В Европе всегда так. Смертельный ужас на Востоке и взвешенные подходы на Западе. К августу 1944 года четырехмиллионное население Парижа, пять лет практически безропотно терпевшее тевтонскую оккупацию, решило восстать. Чтобы привлечь внимание союзников, которые не хотели отвлекать ресурсы на второстепенные цели, и освободить гордую столицу Франции французскими руками. Немцы, не успевавшие вовремя уйти, вызывали к себе руководителей Сопротивления. «Не смейте восставать, — говорили, — иначе пострадает город, а мы его любим не меньше вашего». Но французы восстали, а немцы не решились взорвать Эйфелеву башню.

При всей похожести социальных предпосылок судьбы народов существенно различаются.

Например. Лукашенко пообещал применить против бунтовщиков армию. Если понадобится. Сразу ответим: не понадобится, и не сможет. А вот ввести чрезвычайное положение — вполне. Тем более, что такое положение, предусматривающее временное ограничение прав и свобод граждан, общественных организаций и политических партий, разрешающее усиленное применение правоохранительных органов против вероятных деструктивных групп, действует в стране с декабря 1994 года. Со времени запрета на публикацию в газетах знаменитого доклада депутата Сергея Антончика о коррупции в окружении Александра Лукашенко.

У президента есть право вводить чрезвычайное положение, но только гласно, специальным указом и в рамках соответствующего закона на месячный срок. А оно введено фактически, беззаконно и по-видимому, бессрочно.

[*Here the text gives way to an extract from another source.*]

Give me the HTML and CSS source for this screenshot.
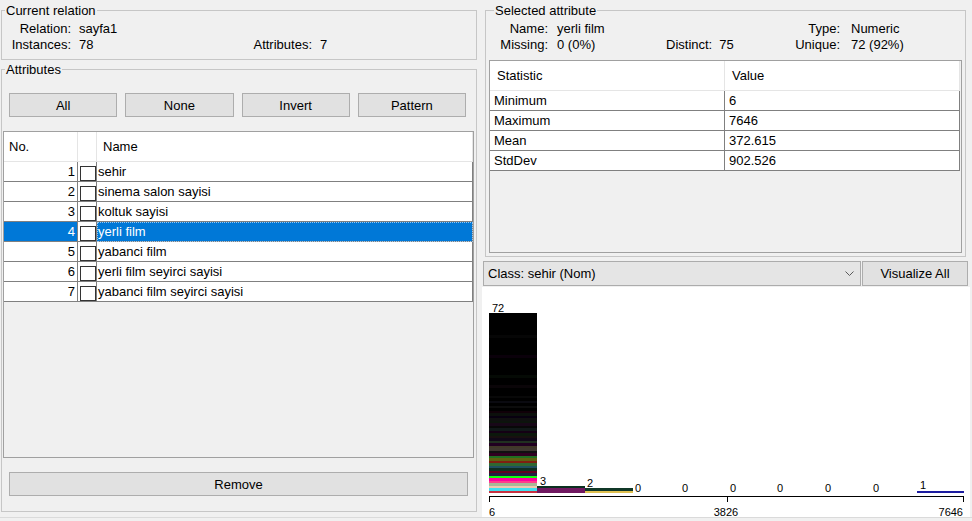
FILE: index.html
```html
<!DOCTYPE html>
<html>
<head>
<meta charset="utf-8">
<link rel="stylesheet" href="styles.css">
</head>
<body>
<div class="app">
  <div class="col-left">
    <fieldset class="box rel">
      <legend>Current relation</legend>
      <div class="info info-left">
        <span class="lbl">Relation:</span><span class="val">sayfa1</span><span></span><span></span>
        <span class="lbl">Instances:</span><span class="val">78</span><span class="lbl">Attributes:</span><span class="val">7</span>
      </div>
    </fieldset>
    <fieldset class="box attrs">
      <legend>Attributes</legend>
      <div class="btnrow">
        <button class="btn">All</button>
        <button class="btn">None</button>
        <button class="btn">Invert</button>
        <button class="btn">Pattern</button>
      </div>
      <div class="scroll attr-scroll">
        <div class="trow thead">
          <div class="no-h">No.</div><div class="cb-h"></div><div class="name-h">Name</div>
        </div>
        <div class="trow"><div class="no">1</div><div class="cb"><span class="check"></span></div><div class="name">sehir</div></div>
        <div class="trow"><div class="no">2</div><div class="cb"><span class="check"></span></div><div class="name">sinema salon sayisi</div></div>
        <div class="trow"><div class="no">3</div><div class="cb"><span class="check"></span></div><div class="name">koltuk sayisi</div></div>
        <div class="trow sel"><div class="no">4</div><div class="cb"><span class="check"></span></div><div class="name">yerli film</div></div>
        <div class="trow"><div class="no">5</div><div class="cb"><span class="check"></span></div><div class="name">yabanci film</div></div>
        <div class="trow"><div class="no">6</div><div class="cb"><span class="check"></span></div><div class="name">yerli film seyirci sayisi</div></div>
        <div class="trow"><div class="no">7</div><div class="cb"><span class="check"></span></div><div class="name">yabanci film seyirci sayisi</div></div>
      </div>
      <button class="btn remove">Remove</button>
    </fieldset>
  </div>
  <div class="col-right">
    <fieldset class="box selattr">
      <legend>Selected attribute</legend>
      <div class="info info-right">
        <span class="lbl">Name:</span><span class="val">yerli film</span><span></span><span class="lbl">Type:</span><span class="val2">Numeric</span>
        <span class="lbl">Missing:</span><span class="val">0 (0%)</span><span class="dist">Distinct:<span class="dv">75</span></span><span class="lbl">Unique:</span><span class="val2">72 (92%)</span>
      </div>
      <div class="scroll stat-scroll">
        <div class="srow shead"><div>Statistic</div><div>Value</div></div>
        <div class="srow"><div>Minimum</div><div>6</div></div>
        <div class="srow"><div>Maximum</div><div>7646</div></div>
        <div class="srow"><div>Mean</div><div>372.615</div></div>
        <div class="srow"><div>StdDev</div><div>902.526</div></div>
      </div>
    </fieldset>
    <div class="classrow">
      <div class="combo"><span>Class: sehir (Nom)</span>
        <svg class="chev" width="9" height="6" viewBox="0 0 9 6"><polyline points="0.5,0.5 4.5,4.5 8.5,0.5" fill="none" stroke="#5a5a5a" stroke-width="1"/></svg>
      </div>
      <button class="btn vis">Visualize All</button>
    </div>
    <div class="hist">
      <svg width="488" height="230" viewBox="0 0 488 230" shape-rendering="crispEdges">
        <rect x="7" y="26" width="48" height="180" fill="#000"/>
        <rect x="7" y="48" width="48" height="2.5" fill="#060606"/>
        <rect x="7" y="68" width="48" height="2.5" fill="#0a000a"/>
        <rect x="7" y="88" width="48" height="2.5" fill="#050a05"/>
        <rect x="7" y="98" width="48" height="2.5" fill="#0a0508"/>
        <rect x="7" y="108.5" width="48" height="2.5" fill="#080808"/>
        <rect x="7" y="113.5" width="48" height="2.5" fill="#0a0a10"/>
        <rect x="7" y="118.5" width="48" height="2.5" fill="#0c0c0c"/>
        <rect x="7" y="123.5" width="48" height="2.5" fill="#100008"/>
        <rect x="7" y="126" width="48" height="2.5" fill="#0c100c"/>
        <rect x="7" y="128.5" width="48" height="2.5" fill="#080010"/>
        <rect x="7" y="131" width="48" height="2.5" fill="#101010"/>
        <rect x="7" y="133.5" width="48" height="2.5" fill="#0c140c"/>
        <rect x="7" y="136" width="48" height="2.5" fill="#180818"/>
        <rect x="7" y="138.5" width="48" height="2.5" fill="#080808"/>
        <rect x="7" y="141" width="48" height="2.5" fill="#101818"/>
        <rect x="7" y="143.5" width="48" height="2.5" fill="#140014"/>
        <rect x="7" y="146" width="48" height="2.5" fill="#0c180c"/>
        <rect x="7" y="148.5" width="48" height="2.5" fill="#181010"/>
        <rect x="7" y="151" width="48" height="2.5" fill="#100818"/>
        <rect x="7" y="153.5" width="48" height="2.5" fill="#203020"/>
        <rect x="7" y="156" width="48" height="2.5" fill="#200020"/>
        <rect x="7" y="158.5" width="48" height="2.5" fill="#403828"/>
        <rect x="7" y="161" width="48" height="2.5" fill="#403830"/>
        <rect x="7" y="163.5" width="48" height="2.5" fill="#101010"/>
        <rect x="7" y="166" width="48" height="2.5" fill="#300020"/>
        <rect x="7" y="168.5" width="48" height="2.5" fill="#207020"/>
        <rect x="7" y="171" width="48" height="2.5" fill="#606010"/>
        <rect x="7" y="173.5" width="48" height="2.5" fill="#802010"/>
        <rect x="7" y="176" width="48" height="2.5" fill="#306830"/>
        <rect x="7" y="178.5" width="48" height="2.5" fill="#205060"/>
        <rect x="7" y="181" width="48" height="2.5" fill="#103020"/>
        <rect x="7" y="183.5" width="48" height="2.5" fill="#600020"/>
        <rect x="7" y="186" width="48" height="2.5" fill="#202040"/>
        <rect x="7" y="188.5" width="48" height="2.5" fill="#10ff10"/>
        <rect x="7" y="191" width="48" height="2.5" fill="#ff00a0"/>
        <rect x="7" y="193.5" width="48" height="2.5" fill="#ff3c8c"/>
        <rect x="7" y="196" width="48" height="2.5" fill="#a8b898"/>
        <rect x="7" y="198.5" width="48" height="2.5" fill="#f0c8b0"/>
        <rect x="7" y="201" width="48" height="2.5" fill="#40e0f0"/>
        <rect x="7" y="203.5" width="48" height="2.5" fill="#c83040"/>
        <rect x="55" y="198.5" width="48" height="2.5" fill="#0a3020"/>
        <rect x="55" y="201" width="48" height="5" fill="#701860"/>
        <rect x="103" y="201" width="48" height="2.5" fill="#103828"/>
        <rect x="103" y="203.5" width="48" height="2.5" fill="#e0c050"/>
        <rect x="435" y="203.5" width="47" height="2.5" fill="#1c1ca0"/>
        <g class="lab">
          <text x="10" y="25">72</text>
          <text x="58" y="198">3</text>
          <text x="105" y="200">2</text>
          <text x="153" y="205">0</text>
          <text x="200" y="205">0</text>
          <text x="248" y="205">0</text>
          <text x="295" y="205">0</text>
          <text x="343" y="205">0</text>
          <text x="391" y="205">0</text>
          <text x="438" y="202">1</text>
        </g>
        <rect x="7" y="209" width="475" height="1" fill="#000"/>
        <rect x="7" y="209" width="1" height="6" fill="#000"/>
        <rect x="245" y="209" width="1" height="6" fill="#000"/>
        <rect x="481" y="209" width="1" height="6" fill="#000"/>
        <g class="lab">
          <text x="7" y="229">6</text>
          <text x="244" y="229" text-anchor="middle">3826</text>
          <text x="481" y="229" text-anchor="end">7646</text>
        </g>
      </svg>
    </div>
  </div>
</div>
<div class="foot"></div>
</body>
</html>
```
FILE: styles.css
```css
html, body {
  margin: 0;
  padding: 0;
}
body {
  background: #f0f0f0;
  font-family: "Liberation Sans", Arial, sans-serif;
  font-size: 13px;
  color: #000;
  width: 972px;
  height: 521px;
  overflow: hidden;
}
.app {
  display: grid;
  grid-template-columns: 480px 492px;
  height: 517px;
}
.box {
  margin: 0;
  padding: 0;
  border: 1px solid #c6c6c6;
  min-width: 0;
  box-sizing: border-box;
}
.box legend {
  padding: 0 1px;
  margin-left: 3px;
  line-height: 15px;
  font-size: 13px;
}
.rel {
  margin: 3px 0 0 1px;
  width: 476px;
  padding: 3px 0 6px;
}
.attrs {
  margin: 2px 0 0 1px;
  width: 476px;
  padding: 16px 0 15px;
}
.info {
  display: grid;
  grid-auto-rows: 16px;
  line-height: 16px;
  white-space: nowrap;
}
.info .lbl {
  text-align: right;
}
.info-left {
  grid-template-columns: 69px 182px 59px auto;
}
.info-left .val {
  padding-left: 8px;
}
.info-right {
  grid-template-columns: 62px 118px 128px 46px auto;
}
.info-right .val {
  padding-left: 9px;
}
.info-right .val2 {
  padding-left: 11px;
}
.dist .dv {
  margin-left: 7px;
}
.btnrow {
  display: grid;
  grid-template-columns: repeat(4, 1fr);
  column-gap: 8px;
  margin-left: 7px;
  width: 457px;
}
.btn {
  background: #e1e1e1;
  border: 1px solid #adadad;
  font-family: inherit;
  font-size: 13px;
  color: #000;
  height: 24px;
  padding: 0;
  margin: 0;
  box-sizing: border-box;
}
.remove {
  display: block;
  margin: 14px 0 0 7px;
  width: 459px;
}
.scroll {
  border: 1px solid #a0a0a0;
  background: #f0f0f0;
  box-sizing: border-box;
  overflow: hidden;
}
.attr-scroll {
  width: 471px;
  height: 327px;
  margin: 14px 0 0 1px;
}
.trow {
  display: grid;
  grid-template-columns: 74px 19px 376px;
  height: 20px;
}
.trow > div {
  box-sizing: border-box;
  border-right: 1px solid #808080;
  border-bottom: 1px solid #808080;
  background: #fff;
  line-height: 19px;
  overflow: hidden;
  white-space: nowrap;
}
.trow.thead {
  height: 30px;
}
.trow.thead > div {
  border-right-color: #e5e5e5;
  border-bottom-color: #e5e5e5;
  line-height: 29px;
}
.no-h {
  padding-left: 5px;
}
.name-h {
  padding-left: 6px;
}
.trow .no {
  text-align: right;
  padding-right: 2px;
}
.trow .name {
  padding-left: 1px;
}
.trow .cb {
  padding: 4px 0 0 2px;
}
.check {
  display: block;
  width: 16px;
  height: 15px;
  box-sizing: border-box;
  border: 1px solid #333;
  background: #fff;
}
.trow.sel .no,
.trow.sel .name {
  background: #0078d7;
  color: #fff;
}
.trow.sel .name {
  outline: 1px dotted #9cc8ee;
  outline-offset: -1px;
}
.col-right {
  display: flex;
  flex-direction: column;
}
.selattr {
  margin: 3px 0 0 5px;
  width: 481px;
  padding: 3px 0 3px;
}
.selattr legend {
  margin-left: 8px;
}
.stat-scroll {
  width: 473px;
  height: 193px;
  margin: 7px 0 0 3px;
}
.srow {
  display: grid;
  grid-template-columns: 235px 235px;
  height: 20px;
}
.srow > div {
  box-sizing: border-box;
  border-right: 1px solid #808080;
  border-bottom: 1px solid #808080;
  background: #fff;
  line-height: 19px;
  padding-left: 4px;
  white-space: nowrap;
}
.srow.shead {
  height: 30px;
}
.srow.shead > div {
  border-right-color: #e5e5e5;
  border-bottom-color: #e5e5e5;
  line-height: 29px;
  padding-left: 7px;
}
.classrow {
  display: flex;
  margin: 4px 0 0 3px;
  height: 25px;
}
.combo {
  width: 378px;
  height: 25px;
  box-sizing: border-box;
  background: #e5e5e5;
  border: 1px solid #acacac;
  display: flex;
  align-items: center;
  padding-left: 4px;
  white-space: nowrap;
}
.chev {
  margin-left: auto;
  margin-right: 6px;
}
.vis {
  width: 106px;
  height: 25px;
  margin-left: 1px;
}
.hist {
  margin: 1px 0 0 2px;
  width: 488px;
  height: 230px;
  background: #fff;
}
.hist svg {
  display: block;
}
.lab text {
  font-family: "Liberation Sans", Arial, sans-serif;
  font-size: 11px;
  fill: #000;
}
.foot {
  height: 4px;
  border-top: 1px solid #dadada;
}
```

Поясним. В Беларуси не только создана система политического сыска, которая функционирует незаконно и применяется против всех оппонентов режима, потенциально несогласных с ним, умеренно лояльных элементов и даже против глубоких приверженцев. То сеть против всех. Страна живет в режиме чрезвычайного положения. Тот, кто по какому-то недомыслию считает, что разрулить ситуацию белорусы смогут своими силами, на самом деле не любит Беларусь.

По сути он подталкивает нашу страну к силовому решению вопроса. По сути, к гражданской войне, которая при всей похожести на войну обычную имеет страшную особенность. На этой войне пленных не берут.